The movie is about watching people, as of course was the case with so many Hitchcock films. Almost entirely taking place within the house, its contained setting of place (and, relatively, of time) make this a fairly straightforward Greek drama, complete with a chorus of sorts in terms of Anna's internal monologue and the voiceover presence of her ex-husband (Anthony Mackie) on the phone. By the time characters start entering through the foreboding front door, including each member of the Russell family separately (patriarch Gary Oldman, wife Julianne Moore, and son Fred Hechinger), we suspect all is not well with this otherwise nuclear family. Often these outside characters are shot with comparatively "normal" lighting, sharply contrasting the heady pseudo-reality of Anna's consciousness. When characters appear together, or when Anna is watching one of her many classic noir DVDs (Dark Passage, Laura, Spellbound), the movie utilizes the famed De Palma technique of split-diopter shots to showcase Anna in extreme closeup, framed or even upstaged by the fictions swirling in her mind.
Are we any different, deriving pleasure from watching Anna's insular suffering? Wright seems intent on, yes, luring us into her world, but with such outlandish, uninhibited artistic expression I can't help but feel he's also forcing us to recognize our own tendency toward voyeurism. Especially given the last year of our lives, we've all come to feel in some ways that our homes are our fortresses, and our level of obsession with personal comfort has reached a cultural tipping point. Anna is perhaps a little too much like us, collectively, than we'd care to admit. As with any play, we're made to feel as if we are present there with the protagonist, and once her secrets are revealed to us, we feel betrayed, unable to trust our narrator/proxy any more, and it is by this point, near the climax of the film, that things go completely off the rails. In a good way. Sort of.
Some will decry the finale of this movie as rote, a typical and semi-expected ending that, while still disturbing and surprisingly violent, relies heavily on the tried and true. A home invader, a chase up the stairs, a bloody showdown on rain-swept roof. It's the sort of cathartic release a movie like this usually needs, and I found it delightfully wicked even as its excesses outweighed its substance. That said, I think we can finally fit this movie into its generic niche: camp. Wright and his team pumping cinematic reference after homage after stolen imagery doesn't cheapen the film; this technique enhances the film, turning it into a meditation on the power not only of historic film to shape our understanding of new works (and real life), but of the ways our memory of things we see can reshape our perception of the world around us. More to the point, it's the kind of camp whose excess is its pride and in its prideful corruption of "good taste." It's meant, in many ways, to be seen as "bad" even as it critiques our understanding of voyeuristic art as standard, acceptable, and tasteful.
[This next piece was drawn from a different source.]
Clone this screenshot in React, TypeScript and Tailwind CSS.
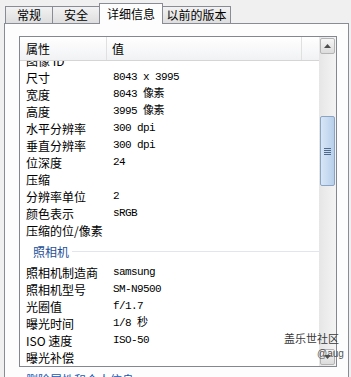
import React from "react";

const cjk = '"Noto Sans CJK SC", "Noto Sans", sans-serif';
const mono = '"Liberation Mono", "Noto Sans CJK SC", monospace';

type Row = { k: string; v?: string };

const rows1: Row[] = [
  { k: "图像 ID" },
  { k: "尺寸", v: "8043 x 3995" },
  { k: "宽度", v: "8043 像素" },
  { k: "高度", v: "3995 像素" },
  { k: "水平分辨率", v: "300 dpi" },
  { k: "垂直分辨率", v: "300 dpi" },
  { k: "位深度", v: "24" },
  { k: "压缩" },
  { k: "分辨率单位", v: "2" },
  { k: "颜色表示", v: "sRGB" },
  { k: "压缩的位/像素" },
];

const rows2: Row[] = [
  { k: "照相机制造商", v: "samsung" },
  { k: "照相机型号", v: "SM-N9500" },
  { k: "光圈值", v: "f/1.7" },
  { k: "曝光时间", v: "1/8 秒" },
  { k: "ISO 速度", v: "ISO-50" },
  { k: "曝光补偿" },
];

function DataRow({ r }: { r: Row }) {
  return (
    <div className="flex h-[17px] items-center text-[12px] text-black">
      <div className="w-[92px] shrink-0 pl-[6px] leading-none" style={{ fontFamily: cjk }}>
        {r.k}
      </div>
      <div
        className="pl-[1px] text-[11px] leading-none tracking-[-0.6px]"
        style={{ fontFamily: mono }}
      >
        {r.v}
      </div>
    </div>
  );
}

function Tab({ label, selected, w }: { label: string; selected?: boolean; w: string }) {
  if (selected) {
    return (
      <div
        className={`relative z-10 -mb-[1px] flex h-[21px] items-start justify-center border border-b-0 border-[#898c95] bg-[#fdfdfd] pt-[1px] text-[12px] text-black ${w}`}
      >
        {label}
      </div>
    );
  }
  return (
    <div
      className={`flex h-[17px] items-start justify-center border border-b-0 border-[#898c95] bg-gradient-to-b from-[#f2f2f2] to-[#dedede] text-[12px] leading-[16px] text-black ${w}`}
    >
      {label}
    </div>
  );
}

export default function App() {
  return (
    <div
      className="relative h-[377px] w-[351px] overflow-hidden bg-[#f0f0f0]"
      style={{ fontFamily: cjk }}
    >
      {/* tabs */}
      <div className="flex h-[23px] items-end pl-[5px]">
        <Tab label="常规" w="w-[48px]" />
        <Tab label="安全" w="w-[48px] -ml-[1px]" />
        <Tab label="详细信息" selected w="w-[64px] -ml-[1px]" />
        <Tab label="以前的版本" w="w-[69px] -ml-[1px]" />
      </div>

      {/* panel */}
      <div className="ml-[4px] h-[360px] w-[345px] border border-[#898c95] bg-[#fdfdfd] pl-[14px] pt-[12px]">
        {/* list box */}
        <div className="flex h-[331px] w-[318px] border border-[#828790] bg-white">
          <div className="flex min-w-0 flex-1 flex-col">
            {/* header */}
            <div className="flex h-[24px] shrink-0 border-b border-[#d5d5d5] bg-gradient-to-b from-[#ffffff] to-[#f1f2f4] text-[12px] text-black">
              <div className="flex w-[87px] items-center border-r border-[#e0e0e0] pl-[6px]">属性</div>
              <div className="flex w-[195px] items-center border-r border-[#e0e0e0] pl-[5px]">值</div>
              <div className="flex-1" />
            </div>
            {/* rows */}
            <div className="flex-1 overflow-hidden">
              <div className="-mt-[9px]">
                {rows1.map((r) => (
                  <DataRow key={r.k} r={r} />
                ))}
                <div className="flex h-[25px] items-center pl-[13px]">
                  <span className="text-[12px] leading-none text-[#1e4f96]">照相机</span>
                  <div className="ml-[3px] h-px flex-1 bg-[#e2e6ec]" />
                </div>
                {rows2.map((r) => (
                  <DataRow key={r.k} r={r} />
                ))}
              </div>
            </div>
          </div>

          {/* scrollbar */}
          <div className="flex w-[17px] shrink-0 flex-col bg-gradient-to-r from-[#e6e6e6] to-[#f4f4f4] px-[1px] py-[1px]">
            <div className="flex h-[16px] items-center justify-center rounded-[2px] border border-[#b4b4b4] bg-gradient-to-b from-[#f6f6f6] to-[#dcdcdc]">
              <svg width="7" height="4" viewBox="0 0 7 4">
                <path d="M0 4 L3.5 0 L7 4 Z" fill="#4d4d4d" />
              </svg>
            </div>
            <div className="h-[62px]" />
            <div className="flex h-[70px] items-center justify-center rounded-[2px] border border-[#8ca4c4] bg-gradient-to-r from-[#d8e6f6] to-[#b8d0ec]">
              <div className="flex flex-col gap-[1px]">
                <div className="h-px w-[7px] bg-[#4f6a8c]" />
                <div className="h-px w-[7px] bg-[#4f6a8c]" />
                <div className="h-px w-[7px] bg-[#4f6a8c]" />
                <div className="h-px w-[7px] bg-[#4f6a8c]" />
              </div>
            </div>
            <div className="flex-1" />
            <div className="flex h-[16px] items-center justify-center rounded-[2px] border border-[#b4b4b4] bg-gradient-to-b from-[#f6f6f6] to-[#dcdcdc]">
              <svg width="7" height="4" viewBox="0 0 7 4">
                <path d="M0 0 L3.5 4 L7 0 Z" fill="#4d4d4d" />
              </svg>
            </div>
          </div>
        </div>

        {/* clipped link below */}
        <div className="mt-[7px] pl-[7px] text-[12px] leading-none text-[#1a56b0]">删除属性和个人信息</div>
      </div>

      {/* watermark */}
      <div className="absolute left-[284px] top-[333px] text-[11px] leading-none text-[#3a3a3a]">
        盖乐世社区
      </div>
      <div
        className="absolute left-[317px] top-[349px] text-[10px] leading-none text-[#555]"
        style={{ fontFamily: '"Liberation Sans", sans-serif' }}
      >
        @aug
      </div>
    </div>
  );
}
In pirating familiar movies, stories, and images, Wright twists them and violates them, drawing keen attention to them and making their meaning glaringly clear, profane as it becomes. One of the first shots of the movie is an extreme close-up of an extreme slow-motion shot from Hitchcock's Rear Window, from which this movie (and its source material) repeatedly draws direct inspiration; James Stewart's horrified face -- in a context absolutely un-horrific -- foreshadows, of course, but more importantly sets up a disconnect, an artistic artifice of disassociation and collage. This theme is heightened, later, even by the story itself: after Anna thinks she sees the murder of her neighbor Jane Russell (Moore) by her husband Alistair Russell (Oldman), she is forcibly reintroduced to an uncanny double of the woman, played by Jennifer Jason Leigh. Jane Russell, of course, as the film later reminds us, is the name of the star of Gentlemen Prefer Blondes, and then there's Hitchcock and De Palma's famed use of doubling in mystery thrillers. These references are less about Wright stroking his own movie knowledge and more about deconstructing tropes and history, cutting-and-pasting an amalgamation dripping with ironic takes on genre, more like queer artists like Todd Haynes than anything resembling earnest arthouse fare.
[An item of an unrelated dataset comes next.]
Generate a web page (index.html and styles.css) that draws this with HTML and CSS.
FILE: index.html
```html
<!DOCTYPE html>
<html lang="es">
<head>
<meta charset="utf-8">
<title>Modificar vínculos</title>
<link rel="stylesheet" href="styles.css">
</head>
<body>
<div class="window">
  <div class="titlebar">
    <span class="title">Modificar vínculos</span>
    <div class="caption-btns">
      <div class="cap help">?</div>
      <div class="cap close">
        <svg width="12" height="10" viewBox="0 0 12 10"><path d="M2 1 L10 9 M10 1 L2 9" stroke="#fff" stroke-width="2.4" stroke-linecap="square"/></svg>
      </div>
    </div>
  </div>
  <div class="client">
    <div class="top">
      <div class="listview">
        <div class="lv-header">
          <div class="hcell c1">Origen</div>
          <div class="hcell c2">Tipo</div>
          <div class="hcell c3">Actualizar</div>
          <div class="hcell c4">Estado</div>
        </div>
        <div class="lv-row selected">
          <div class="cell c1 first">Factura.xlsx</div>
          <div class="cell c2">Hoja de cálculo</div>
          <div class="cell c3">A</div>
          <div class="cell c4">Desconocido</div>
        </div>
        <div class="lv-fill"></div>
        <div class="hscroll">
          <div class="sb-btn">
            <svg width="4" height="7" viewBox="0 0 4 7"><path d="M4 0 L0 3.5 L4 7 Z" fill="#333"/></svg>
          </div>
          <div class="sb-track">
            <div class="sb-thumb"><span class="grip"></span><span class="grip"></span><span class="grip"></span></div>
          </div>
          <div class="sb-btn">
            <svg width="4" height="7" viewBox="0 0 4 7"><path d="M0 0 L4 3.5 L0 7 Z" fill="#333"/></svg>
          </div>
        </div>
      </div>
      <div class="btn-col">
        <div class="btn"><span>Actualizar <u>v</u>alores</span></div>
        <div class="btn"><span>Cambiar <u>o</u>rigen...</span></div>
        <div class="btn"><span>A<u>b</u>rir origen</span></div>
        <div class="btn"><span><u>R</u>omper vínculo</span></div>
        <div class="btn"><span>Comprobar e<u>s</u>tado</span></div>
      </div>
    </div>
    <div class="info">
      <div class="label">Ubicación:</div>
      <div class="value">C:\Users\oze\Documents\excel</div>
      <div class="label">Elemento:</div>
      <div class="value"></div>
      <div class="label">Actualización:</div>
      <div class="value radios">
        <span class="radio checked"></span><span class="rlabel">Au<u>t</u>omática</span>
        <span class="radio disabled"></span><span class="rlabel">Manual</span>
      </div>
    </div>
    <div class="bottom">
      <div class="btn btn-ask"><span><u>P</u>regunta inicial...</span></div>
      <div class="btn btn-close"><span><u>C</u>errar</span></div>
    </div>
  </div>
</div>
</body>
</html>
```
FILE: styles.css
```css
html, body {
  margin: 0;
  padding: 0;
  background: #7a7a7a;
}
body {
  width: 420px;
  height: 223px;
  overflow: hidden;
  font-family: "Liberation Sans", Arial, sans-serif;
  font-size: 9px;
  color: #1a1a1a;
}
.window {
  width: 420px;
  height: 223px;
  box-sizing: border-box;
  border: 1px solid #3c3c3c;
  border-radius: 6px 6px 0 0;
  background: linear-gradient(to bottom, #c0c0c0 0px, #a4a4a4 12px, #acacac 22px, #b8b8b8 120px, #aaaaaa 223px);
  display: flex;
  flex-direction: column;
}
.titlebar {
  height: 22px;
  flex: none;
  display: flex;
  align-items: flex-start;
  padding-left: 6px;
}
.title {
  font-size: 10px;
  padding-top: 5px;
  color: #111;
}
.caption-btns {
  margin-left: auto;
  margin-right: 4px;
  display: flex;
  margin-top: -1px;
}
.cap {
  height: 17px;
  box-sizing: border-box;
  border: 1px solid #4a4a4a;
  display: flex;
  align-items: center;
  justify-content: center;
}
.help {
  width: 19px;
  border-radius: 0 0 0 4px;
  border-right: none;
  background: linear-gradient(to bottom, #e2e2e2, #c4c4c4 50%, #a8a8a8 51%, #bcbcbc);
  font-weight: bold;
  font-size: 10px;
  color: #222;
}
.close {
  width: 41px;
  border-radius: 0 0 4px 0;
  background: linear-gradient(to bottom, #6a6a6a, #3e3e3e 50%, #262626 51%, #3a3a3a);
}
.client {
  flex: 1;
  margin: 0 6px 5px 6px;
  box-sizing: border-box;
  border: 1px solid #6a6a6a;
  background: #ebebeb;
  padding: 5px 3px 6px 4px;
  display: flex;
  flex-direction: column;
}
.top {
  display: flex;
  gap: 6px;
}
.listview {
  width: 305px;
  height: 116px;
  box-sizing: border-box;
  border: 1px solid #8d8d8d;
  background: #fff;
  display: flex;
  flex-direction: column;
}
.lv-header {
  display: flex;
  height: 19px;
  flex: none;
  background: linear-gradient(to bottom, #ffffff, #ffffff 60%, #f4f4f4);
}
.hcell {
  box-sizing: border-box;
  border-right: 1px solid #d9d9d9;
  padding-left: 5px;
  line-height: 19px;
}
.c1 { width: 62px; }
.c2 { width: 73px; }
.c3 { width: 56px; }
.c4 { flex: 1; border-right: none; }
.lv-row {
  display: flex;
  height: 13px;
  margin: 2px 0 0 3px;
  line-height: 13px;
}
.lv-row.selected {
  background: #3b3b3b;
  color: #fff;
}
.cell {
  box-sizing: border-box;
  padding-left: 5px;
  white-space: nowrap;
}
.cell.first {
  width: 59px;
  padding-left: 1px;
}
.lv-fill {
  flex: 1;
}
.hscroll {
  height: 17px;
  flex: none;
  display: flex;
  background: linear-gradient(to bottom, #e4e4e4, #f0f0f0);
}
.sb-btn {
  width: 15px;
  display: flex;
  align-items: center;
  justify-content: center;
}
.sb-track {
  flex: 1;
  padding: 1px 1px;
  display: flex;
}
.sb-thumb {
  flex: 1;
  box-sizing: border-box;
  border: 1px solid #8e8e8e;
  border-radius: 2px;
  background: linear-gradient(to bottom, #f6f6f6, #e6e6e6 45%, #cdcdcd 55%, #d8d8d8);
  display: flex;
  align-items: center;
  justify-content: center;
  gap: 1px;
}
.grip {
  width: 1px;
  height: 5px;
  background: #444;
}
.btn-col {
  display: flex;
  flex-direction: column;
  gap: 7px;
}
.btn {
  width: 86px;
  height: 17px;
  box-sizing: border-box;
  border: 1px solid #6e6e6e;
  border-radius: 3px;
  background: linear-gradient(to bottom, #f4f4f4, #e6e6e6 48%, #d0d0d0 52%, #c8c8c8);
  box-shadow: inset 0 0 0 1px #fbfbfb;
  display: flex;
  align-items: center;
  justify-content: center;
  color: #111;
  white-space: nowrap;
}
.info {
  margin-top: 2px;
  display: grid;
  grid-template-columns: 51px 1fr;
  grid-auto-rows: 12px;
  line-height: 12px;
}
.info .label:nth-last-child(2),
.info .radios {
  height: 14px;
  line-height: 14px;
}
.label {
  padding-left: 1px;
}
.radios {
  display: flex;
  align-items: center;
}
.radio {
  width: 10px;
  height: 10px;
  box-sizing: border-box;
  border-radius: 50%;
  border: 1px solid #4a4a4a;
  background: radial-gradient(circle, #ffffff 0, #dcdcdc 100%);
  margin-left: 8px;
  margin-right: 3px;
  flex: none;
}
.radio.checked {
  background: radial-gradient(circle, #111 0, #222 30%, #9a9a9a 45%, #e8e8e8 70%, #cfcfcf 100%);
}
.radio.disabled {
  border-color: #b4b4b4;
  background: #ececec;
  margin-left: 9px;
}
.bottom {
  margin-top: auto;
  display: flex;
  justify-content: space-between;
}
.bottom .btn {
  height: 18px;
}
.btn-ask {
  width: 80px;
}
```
From Wright, Delbonnel, Thompson, and Letts to even the ballsy, overwrought performances of the cast, everyone associated with this movie are making a strong, unspoken point of actively interrogating the tight bonds between pop culture and history, between art and life, and how none can exist without the others. It's a high-brow game they're playing, one that will certainly fly over the heads of most viewers watching from home. In fact, based on the scathing reviews of professionals and nobodies alike, I doubt many people at all found much to appreciate here. That seems less surprising than disappointing, as most people -- myself included -- assumed this would be cut from the same serious, bleak cloth as Gone Girl and The Girl on the Train. But those reviewers are missing the simple fact that Wright's The Woman in the Window is a movie about those kinds of movies. It's a movie about our impressions of those kinds of movies, actually, and that even as cinephiles who think about these things, our impressions are as unreliable as the protagonists we love to watch.